In the case of Independent Oil Men’s Ass’n v. Fort Dearborn Nat. Bank, 311 Ill, 278, the court in its opinion says:

“Defendant in error might have brought an action of trover against plaintiff in error for unlawful conversion of its property, but it chose to waive the tort and to bring its action in assumpsit for money had and received for its use. That it had a right to do this is well established by the great weight of authority. (Rauch v. Fort Dearborn Nat. Bank, 223 Ill. 507; Hamlin’s Wizard Oil Co. v. United States Express Co., 265 id. 156; Talbot v. Bank of Rochester, 1 Hill, 295; Buckley v. Second Nat. Bank, 35 N. J. L. 400; Farmer v. People’s Bank, 100 Tenn. 187, 47 S. W. 234; Crisp v. State Bank, 32 N. D. 263, 155 N. W. 78.) Defendant in error ratifies the collection of the check for it, and by this act ratifies the assumed payment of the check. Both the drawer and the drawee of the check aré released from paying it over again, because the payee, by ratifying the payment, is estopped from making a claim against either. United States Portland Cement Co. v. United States Nat. Bank (Colo.), 157 Pac. 202, L. R. A. 1917A, 145, Annotation, id. 148.” It may well be argued that the Supreme Court in this opinion has inferentially established the proposition that the claims are inconsistent and that a party having availed himself of one is estopped from asserting the other.

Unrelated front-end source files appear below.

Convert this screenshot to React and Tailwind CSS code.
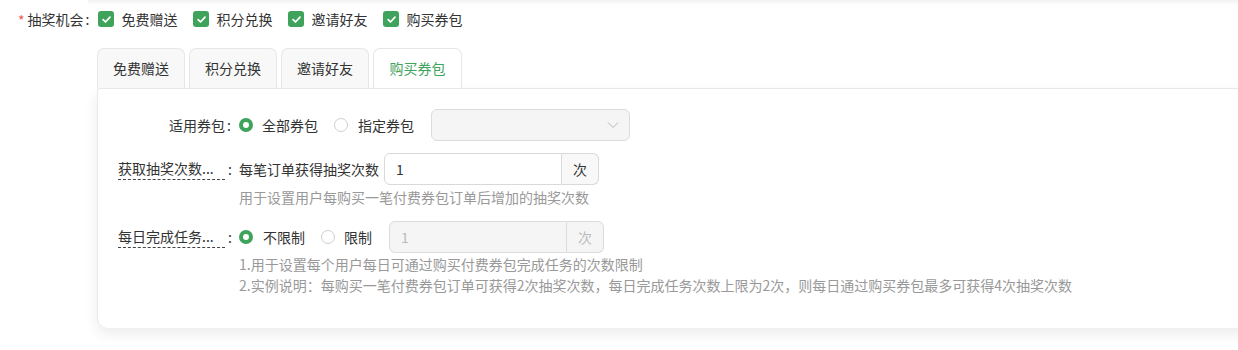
import React from "react";

function Check() {
  return (
    <span className="w-[16px] h-[16px] rounded-[3px] bg-[#3fa35c] flex items-center justify-center shrink-0">
      <svg width="11" height="11" viewBox="0 0 12 12" fill="none">
        <path d="M2.3 6.2 L4.9 8.7 L9.8 3.4" stroke="white" strokeWidth="1.9" strokeLinecap="round" strokeLinejoin="round" />
      </svg>
    </span>
  );
}

function Radio({ checked }) {
  return checked ? (
    <span className="w-[14px] h-[14px] rounded-full border-[4px] border-[#3fa35c] bg-white shrink-0" />
  ) : (
    <span className="w-[14px] h-[14px] rounded-full border border-[#cfcfcf] bg-white shrink-0" />
  );
}

function Label({ text, trunc }) {
  if (!trunc) {
    return (
      <div className="w-[141px] shrink-0 flex justify-end pr-[8px] text-[#333]">
        <span>{text}</span>
        <span className="ml-[2px]">:</span>
      </div>
    );
  }
  return (
    <div className="w-[141px] shrink-0 flex items-center pl-[20px] text-[#333]">
      <span className="w-[107px] leading-[20px] pb-[1px] border-b border-dashed border-[#444] whitespace-nowrap overflow-hidden">{text}</span>
      <span className="ml-[3px]">:</span>
    </div>
  );
}

export default function App() {
  const tabs = ["免费赠送", "积分兑换", "邀请好友", "购买券包"];
  return (
    <div className="w-[1238px] h-[350px] bg-white overflow-hidden text-[14px] text-[#333] font-['Noto_Sans_CJK_SC','Liberation_Sans',sans-serif]">
      <div className="ml-[88px] h-[5px] bg-gradient-to-b from-[#f2f2f2] to-white" />
      <div className="h-[28px] flex items-center pl-[18px]">
        <span className="text-[#f0564a] mr-[3px] mt-[2px]">*</span>
        <span>抽奖机会</span>
        <span className="ml-[2px]">:</span>
        <div className="flex items-center ml-[9px] gap-[16px]">
          {tabs.map((t) => (
            <div key={t} className="flex items-center gap-[7px]">
              <Check />
              <span>{t}</span>
            </div>
          ))}
        </div>
      </div>

      <div className="flex ml-[97px] mt-[15px] gap-[4px] h-[40px]">
        {tabs.map((t, i) => (
          <div
            key={t}
            className={
              i === 3
                ? "w-[89px] flex items-center justify-center rounded-t-[7px] border border-b-0 border-[#e6e6e6] bg-white text-[#3fa35c]"
                : "w-[88px] flex items-center justify-center rounded-t-[7px] border border-b-0 border-[#e6e6e6] bg-[#f8f8f8]"
            }
          >
            {t}
          </div>
        ))}
      </div>

      <div className="ml-[97px] w-[1200px] bg-white border-t border-l border-[#e8e8e8] rounded-bl-[10px] rounded-tl-[3px] shadow-[0_6px_14px_rgba(0,0,0,0.08)] pt-[20px] pb-[32px]">
        <div className="flex items-center h-[32px]">
          <Label text="适用券包" />
          <div className="flex items-center gap-[9px]">
            <Radio checked />
            <span>全部券包</span>
          </div>
          <div className="flex items-center gap-[10px] ml-[16px]">
            <Radio />
            <span>指定券包</span>
          </div>
          <div className="ml-[17px] w-[199px] h-[32px] rounded-[6px] border border-[#dcdcdc] bg-[#f5f5f5] flex items-center justify-end pr-[10px]">
            <svg width="12" height="8" viewBox="0 0 12 8" fill="none">
              <path d="M1 1.5 L6 6.5 L11 1.5" stroke="#b8b8b8" strokeWidth="1" />
            </svg>
          </div>
        </div>

        <div className="flex items-center h-[32px] mt-[12px]">
          <Label text="获取抽奖次数..." trunc />
          <span>每笔订单获得抽奖次数</span>
          <div className="ml-[5px] flex h-[32px]">
            <div className="w-[178px] border border-[#d9d9d9] rounded-l-[6px] flex items-center pl-[11px]">1</div>
            <div className="w-[37px] border border-l-0 border-[#d9d9d9] rounded-r-[6px] bg-[#f8f8f8] flex items-center justify-center">次</div>
          </div>
        </div>
        <div className="pl-[141px] mt-[2px] leading-[20px] text-[#999]">用于设置用户每购买一笔付费券包订单后增加的抽奖次数</div>

        <div className="flex items-center h-[32px] mt-[14px]">
          <Label text="每日完成任务..." trunc />
          <div className="flex items-center gap-[10px]">
            <Radio checked />
            <span>不限制</span>
          </div>
          <div className="flex items-center gap-[9px] ml-[16px]">
            <Radio />
            <span>限制</span>
          </div>
          <div className="ml-[17px] flex h-[32px] text-[#bbb]">
            <div className="w-[178px] border border-[#dcdcdc] rounded-l-[6px] bg-[#f5f5f5] flex items-center pl-[11px]">1</div>
            <div className="w-[37px] border border-l-0 border-[#dcdcdc] rounded-r-[6px] bg-[#f5f5f5] flex items-center justify-center">次</div>
          </div>
        </div>
        <div className="pl-[141px] mt-[1px] leading-[21px] text-[#999]">
          <div>1.用于设置每个用户每日可通过购买付费券包完成任务的次数限制</div>
          <div>2.实例说明：每购买一笔付费券包订单可获得2次抽奖次数，每日完成任务次数上限为2次，则每日通过购买券包最多可获得4次抽奖次数</div>
        </div>
      </div>
    </div>
  );
}
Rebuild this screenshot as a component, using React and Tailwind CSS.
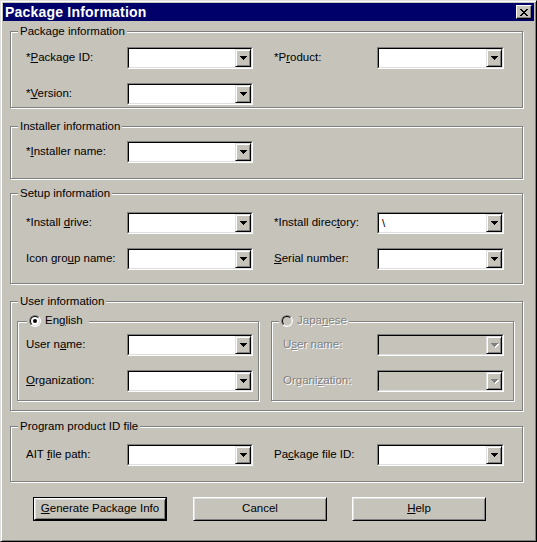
// Win95-style "Package Information" dialog.

const ARROW = 'M0 0h7v1H0z M1 1h5v1H1z M2 2h3v1H2z M3 3h1v1H3z'
const CROSS =
  'M0 0h2v1H0z M6 0h2v1H6z M1 1h2v1H1z M5 1h2v1H5z M2 2h4v1H2z M3 3h2v1H3z M2 4h4v1H2z M1 5h2v1H1z M5 5h2v1H5z M0 6h2v1H0z M6 6h2v1H6z'

function Combo({ w, value, disabled }) {
  return (
    <div className={`${w} h-[22px] border border-t-[#808080] border-l-[#808080] border-b-white border-r-white`}>
      <div
        className={`flex h-full border border-t-black border-l-black border-b-[#dfdfdf] border-r-[#dfdfdf] ${
          disabled ? 'bg-[#c6c3bb]' : 'bg-white'
        }`}
      >
        <div className="flex-1 pl-[3px] leading-[18px]">{value}</div>
        <div className="flex h-full w-[16px] items-center justify-center border border-t-[#dfdfdf] border-l-[#dfdfdf] border-b-black border-r-black bg-[#c6c3bb] shadow-[inset_1px_1px_0_#fff,inset_-1px_-1px_0_#808080]">
          <svg width="7" height="4" shapeRendering="crispEdges" className="overflow-visible">
            {disabled && <path d={ARROW} fill="#fff" transform="translate(1 1)" />}
            <path d={ARROW} fill={disabled ? '#808080' : '#000'} />
          </svg>
        </div>
      </div>
    </div>
  )
}

function Row({ className, children }) {
  return <div className={`flex h-[22px] items-center ${className}`}>{children}</div>
}

function Group({ title, className, children }) {
  return (
    <div className={`w-[513px] border border-[#808080] shadow-[inset_1px_1px_0_#fff,1px_1px_0_#fff] ${className}`}>
      <div className="-mt-[8px] ml-[7px] h-[14px] w-fit bg-[#c6c3bb] px-[2px] leading-[14px]">{title}</div>
      {children}
    </div>
  )
}

function Radio({ checked, disabled }) {
  return (
    <div className="h-[12px] w-[12px] rounded-full border border-t-[#808080] border-l-[#808080] border-b-white border-r-white">
      <div
        className={`flex h-full w-full items-center justify-center rounded-full border border-t-black border-l-black border-b-[#dfdfdf] border-r-[#dfdfdf] ${
          disabled ? 'bg-[#c6c3bb]' : 'bg-white'
        }`}
      >
        {checked && <div className="h-[4px] w-[4px] rounded-full bg-black" />}
      </div>
    </div>
  )
}

function Btn({ children, isDefault, className }) {
  const face = (
    <div className="flex h-full items-center justify-center border border-t-white border-l-white border-b-black border-r-black shadow-[inset_1px_1px_0_#dfdfdf,inset_-1px_-1px_0_#808080]">
      {children}
    </div>
  )
  return (
    <div className={`h-[24px] w-[134px] ${isDefault ? 'border border-black' : ''} ${className}`}>{face}</div>
  )
}

export default function App() {
  const dim = 'text-[#808080] [text-shadow:1px_1px_0_#fff]'
  return (
    <div className="h-[542px] w-[537px] border border-t-[#dfdfdf] border-l-[#dfdfdf] border-b-black border-r-black bg-[#c6c3bb] p-[2px] font-['Liberation_Sans',Arial,sans-serif] text-[11.5px] text-black shadow-[inset_1px_1px_0_#fff,inset_-1px_-1px_0_#808080]">
      {/* Title bar */}
      <div className="flex h-[18px] items-center justify-between bg-[#00006a] px-[2px]">
        <span className="text-[14px] font-bold leading-none tracking-[0.2px] text-white">Package Information</span>
        <div className="flex h-[14px] w-[16px] items-center justify-center border border-t-white border-l-white border-b-black border-r-black bg-[#c6c3bb] shadow-[inset_-1px_-1px_0_#808080]">
          <svg width="8" height="7" shapeRendering="crispEdges">
            <path d={CROSS} fill="#000" />
          </svg>
        </div>
      </div>

      <div className="pl-[7px]">
        <Group title="Package information" className="mt-[10px] h-[77px]">
          <Row className="mt-[9px] pl-[15px]">
            <div className="w-[101px]">*<u>P</u>ackage ID:</div>
            <Combo w="w-[126px]" />
            <div className="ml-[21px] w-[103px]">*P<u>r</u>oduct:</div>
            <Combo w="w-[127px]" />
          </Row>
          <Row className="mt-[14px] pl-[15px]">
            <div className="w-[101px]">*<u>V</u>ersion:</div>
            <Combo w="w-[126px]" />
          </Row>
        </Group>

        <Group title="Installer information" className="mt-[18px] h-[53px]">
          <Row className="mt-[8px] pl-[15px]">
            <div className="w-[101px]">*<u>I</u>nstaller name:</div>
            <Combo w="w-[126px]" />
          </Row>
        </Group>

        <Group title="Setup information" className="mt-[14px] h-[91px]">
          <Row className="mt-[12px] pl-[15px]">
            <div className="w-[101px]">*Install <u>d</u>rive:</div>
            <Combo w="w-[126px]" />
            <div className="ml-[21px] w-[103px]">*Install direc<u>t</u>ory:</div>
            <Combo w="w-[127px]" value={'\\'} />
          </Row>
          <Row className="mt-[14px] pl-[15px]">
            <div className="w-[101px]">Icon gro<u>u</u>p name:</div>
            <Combo w="w-[126px]" />
            <div className="ml-[21px] w-[103px]"><u>S</u>erial number:</div>
            <Combo w="w-[127px]" />
          </Row>
        </Group>

        <Group title="User information" className="mt-[17px] h-[110px]">
          <div className="mt-[13px] flex gap-[12px] pl-[6px]">
            <div className="h-[80px] w-[242px] border border-[#808080] shadow-[inset_1px_1px_0_#fff,1px_1px_0_#fff]">
              <div className="-mt-[8px] ml-[9px] flex h-[14px] w-fit items-center gap-[4px] bg-[#c6c3bb] px-[2px] pr-[6px]">
                <Radio checked />
                <span>En<u>g</u>lish</span>
              </div>
              <Row className="mt-[6px] pl-[8px]">
                <div className="w-[101px]">User n<u>a</u>me:</div>
                <Combo w="w-[126px]" />
              </Row>
              <Row className="mt-[14px] pl-[8px]">
                <div className="w-[101px]"><u>O</u>rganization:</div>
                <Combo w="w-[126px]" />
              </Row>
            </div>
            <div className="h-[80px] w-[243px] border border-[#808080] shadow-[inset_1px_1px_0_#fff,1px_1px_0_#fff]">
              <div className="-mt-[8px] ml-[7px] flex h-[14px] w-fit items-center gap-[4px] bg-[#c6c3bb] px-[2px]">
                <Radio disabled />
                <span className={dim}>Japa<u>n</u>ese</span>
              </div>
              <Row className="mt-[6px] pl-[11px]">
                <div className={`w-[94px] ${dim}`}>U<u>s</u>er name:</div>
                <Combo w="w-[127px]" disabled />
              </Row>
              <Row className="mt-[14px] pl-[11px]">
                <div className={`w-[94px] ${dim}`}>Organi<u>z</u>ation:</div>
                <Combo w="w-[127px]" disabled />
              </Row>
            </div>
          </div>
        </Group>

        <Group title="Program product ID file" className="mt-[15px] h-[56px]">
          <Row className="mt-[11px] pl-[15px]">
            <div className="w-[101px]">AIT <u>f</u>ile path:</div>
            <Combo w="w-[126px]" />
            <div className="ml-[21px] w-[103px]">Pa<u>c</u>kage file ID:</div>
            <Combo w="w-[127px]" />
          </Row>
        </Group>
      </div>

      <div className="mt-[15px] flex pl-[30px]">
        <Btn isDefault>
          <span><u>G</u>enerate Package Info</span>
        </Btn>
        <Btn className="ml-[26px]">Cancel</Btn>
        <Btn className="ml-[25px]">
          <span><u>H</u>elp</span>
        </Btn>
      </div>
    </div>
  )
}
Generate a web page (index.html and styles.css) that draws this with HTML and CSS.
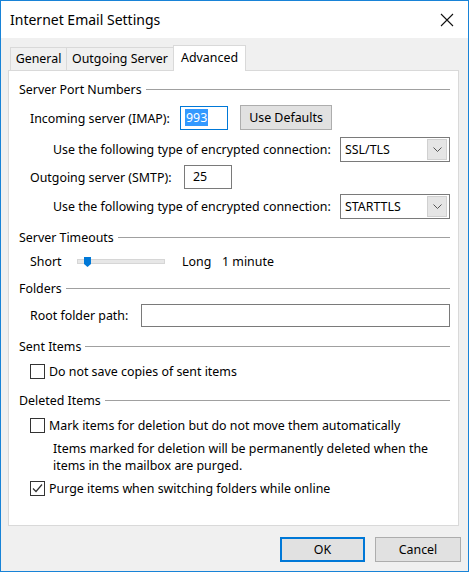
FILE: index.html
```html
<!DOCTYPE html>
<html>
<head>
<meta charset="utf-8">
<link rel="stylesheet" href="styles.css">
</head>
<body>
<div class="window">
  <div class="titlebar">
    <span class="title">Internet Email Settings</span>
    <svg class="close" width="14" height="14" viewBox="0 0 14 14"><path d="M1 1 L13 13 M13 1 L1 13" stroke="#111" stroke-width="1.1" fill="none"/></svg>
  </div>
  <div class="content">
    <div class="tabs">
      <div class="tab t-general">General</div>
      <div class="tab t-outgoing">Outgoing Server</div>
      <div class="tab t-advanced active">Advanced</div>
    </div>
    <div class="panel">
      <div class="group-head h1"><span>Server Port Numbers</span><i></i></div>
      <div class="row r-incoming">
        <span class="lbl w-in">Incoming server (IMAP):</span>
        <div class="input focus in-port"><span class="sel">993</span></div>
        <div class="btn defaults">Use Defaults</div>
      </div>
      <div class="row r-enc1">
        <span class="lbl w-enc">Use the following type of encrypted connection:</span>
        <div class="combo"><span>SSL/TLS</span><b><svg width="9" height="5" viewBox="0 0 9 5"><path d="M0.5 0.5 L4.5 4.5 L8.5 0.5" stroke="#555" fill="none"/></svg></b></div>
      </div>
      <div class="row r-out">
        <span class="lbl w-out">Outgoing server (SMTP):</span>
        <div class="input out-port">25</div>
      </div>
      <div class="row r-enc2">
        <span class="lbl w-enc">Use the following type of encrypted connection:</span>
        <div class="combo"><span>STARTTLS</span><b><svg width="9" height="5" viewBox="0 0 9 5"><path d="M0.5 0.5 L4.5 4.5 L8.5 0.5" stroke="#555" fill="none"/></svg></b></div>
      </div>

      <div class="group-head h2"><span>Server Timeouts</span><i></i></div>
      <div class="row r-slider">
        <span class="lbl w-short">Short</span>
        <div class="track"><svg class="thumb" width="7" height="10" viewBox="0 0 7 10"><path d="M0 0 H7 V7 L3.5 10 L0 7 Z" fill="#0078d7"/></svg></div>
        <span class="lbl w-long">Long</span>
        <span class="lbl">1 minute</span>
      </div>

      <div class="group-head h3"><span>Folders</span><i></i></div>
      <div class="row r-root">
        <span class="lbl w-root">Root folder path:</span>
        <div class="input root"></div>
      </div>

      <div class="group-head h4"><span>Sent Items</span><i></i></div>
      <div class="row r-check c1">
        <span class="box"></span><span class="lbl">Do not save copies of sent items</span>
      </div>

      <div class="group-head h5"><span>Deleted Items</span><i></i></div>
      <div class="row r-check c2">
        <span class="box"></span><span class="lbl">Mark items for deletion but do not move them automatically</span>
      </div>
      <p class="note">Items marked for deletion will be permanently deleted when the<br>items in the mailbox are purged.</p>
      <div class="row r-check c3">
        <span class="box"><svg width="13" height="13" viewBox="0 0 13 13"><path d="M2 6.5 L5 9.5 L11 2.5" stroke="#333" stroke-width="1.2" fill="none"/></svg></span><span class="lbl">Purge items when switching folders while online</span>
      </div>
    </div>
    <div class="buttons">
      <div class="btn ok">OK</div>
      <div class="btn cancel">Cancel</div>
    </div>
  </div>
</div>
</body>
</html>
```

FILE: styles.css
```css
* { box-sizing: border-box; }
html, body { margin: 0; padding: 0; background: #fff; }
body {
  font-family: "Noto Sans", "Open Sans", sans-serif;
  font-size: 12.4px;
  color: #000;
}
.window {
  width: 469px;
  height: 572px;
  border: 1px solid #1883d7;
  display: flex;
  flex-direction: column;
}
.titlebar {
  height: 37px;
  background: #fff;
  display: flex;
  align-items: center;
  justify-content: space-between;
  padding: 0 14px 0 9px;
}
.title { font-size: 14px; line-height: 20px; margin-top: 1px; }
.close { margin-top: 1px; }
.content {
  flex: 1;
  background: #f0f0f0;
  padding: 7px 0 0 7px;
  display: flex;
  flex-direction: column;
}
.tabs {
  display: flex;
  align-items: flex-end;
  height: 25px;
  margin-left: 2px;
}
.tab {
  height: 23px;
  border: 1px solid #d9d9d9;
  border-bottom: none;
  background: #f0f0f0;
  text-align: center;
  line-height: 22px;
  margin-left: -1px;
  white-space: nowrap;
}
.t-general { width: 57px; margin-left: 0; }
.t-outgoing { width: 108px; }
.t-advanced { width: 73px; }
.tab.active {
  height: 26px;
  margin-bottom: -1px;
  background: #fff;
  position: relative;
  z-index: 1;
  line-height: 23px;
}
.panel {
  width: 451px;
  height: 456px;
  border: 1px solid #d9d9d9;
  background: #fff;
  padding: 9px 8px 0 10px;
  display: flex;
  flex-direction: column;
}
.group-head {
  height: 18px;
  display: flex;
  align-items: center;
}
.group-head i {
  flex: 1;
  height: 1px;
  background: #a0a0a0;
  margin-left: 4px;
  margin-top: 1px;
}
.row { display: flex; align-items: center; }
.lbl { white-space: nowrap; flex: none; }
.r-incoming { height: 28px; margin-top: 6px; padding-left: 11px; }
.r-enc1 { height: 28px; margin-top: 3px; padding-left: 34px; }
.r-out { height: 28px; padding-left: 11px; }
.r-enc2 { height: 28px; margin-top: 1px; padding-left: 34px; }
.h2 { margin-top: 8px; }
.r-slider { height: 22px; margin-top: 4px; padding-left: 11px; }
.h3 { margin-top: 7px; }
.r-root { height: 24px; margin-top: 6px; padding-left: 11px; }
.h4 { margin-top: 10px; }
.r-check { height: 18px; padding-left: 11px; }
.c1 { margin-top: 7px; }
.h5 { margin-top: 11px; }
.c2 { margin-top: 7px; }
.c3 { margin-top: 5px; }
.note {
  margin: 6px 0 0 34px;
  line-height: 17px;
  height: 34px;
  white-space: nowrap;
}
.w-in { width: 150px; }
.w-out { width: 154px; }
.w-enc { width: 287px; }
.w-short { width: 47px; }
.w-long { width: 40px; }
.w-root { width: 111px; }
.input {
  height: 24px;
  border: 1px solid #7a7a7a;
  background: #fff;
  padding-left: 8px;
  line-height: 22px;
  flex: none;
}
.input.focus { border-color: #0078d7; }
.in-port { width: 48px; padding-left: 4px; }
.in-port .sel {
  background: #3399ff;
  color: #fff;
  display: inline-block;
  line-height: 17px;
  padding: 0 1px;
  margin-top: 2px;
  vertical-align: top;
}
.out-port { width: 48px; }
.root { width: 309px; height: 23px; }
.btn {
  height: 25px;
  background: #e1e1e1;
  border: 1px solid #adadad;
  text-align: center;
  line-height: 23px;
  flex: none;
}
.defaults { width: 92px; margin-left: 12px; margin-top: -1px; }
.combo {
  width: 110px;
  height: 25px;
  border: 1px solid #7a7a7a;
  background: #fff;
  display: flex;
  align-items: center;
  justify-content: space-between;
  padding: 1px 2px 1px 4px;
  flex: none;
}
.combo b {
  width: 20px;
  height: 21px;
  background: #e5e5e5;
  border: 1px solid #d0d0d0;
  display: flex;
  align-items: center;
  justify-content: center;
}
.track {
  width: 88px;
  height: 5px;
  background: #e7e7e7;
  border: 1px solid #d6d6d6;
  position: relative;
  margin-right: 17px;
}
.thumb {
  position: absolute;
  left: 6px;
  top: -3px;
}
.box {
  width: 15px;
  height: 15px;
  border: 1px solid #333;
  background: #fff;
  margin-right: 4px;
  display: flex;
  align-items: center;
  justify-content: center;
  flex: none;
}
.buttons {
  display: flex;
  justify-content: flex-end;
  gap: 10px;
  margin-top: 11px;
  padding-right: 7px;
}
.ok { width: 85px; border: 2px solid #0078d7; line-height: 21px; }
.cancel { width: 86px; }
```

We are of the opinion that the facts set out in the first plea of the defendant, namely, that by his election to sue the drawee bank and prosecuting his suit to a final conclusion, the plaintiff is precluded from after-wards suing the defendant in this case, set out a good cause of action and the demurrer thereto was properly overruled.

In view of the position taken by this court as to the first plea, it is unnecessary to consider the second.

For the reasons stated in this opinion the judgment of "the superior court is affirmed.

Judgment affirmed.

Hebel, P. J., and Friend, J., concur.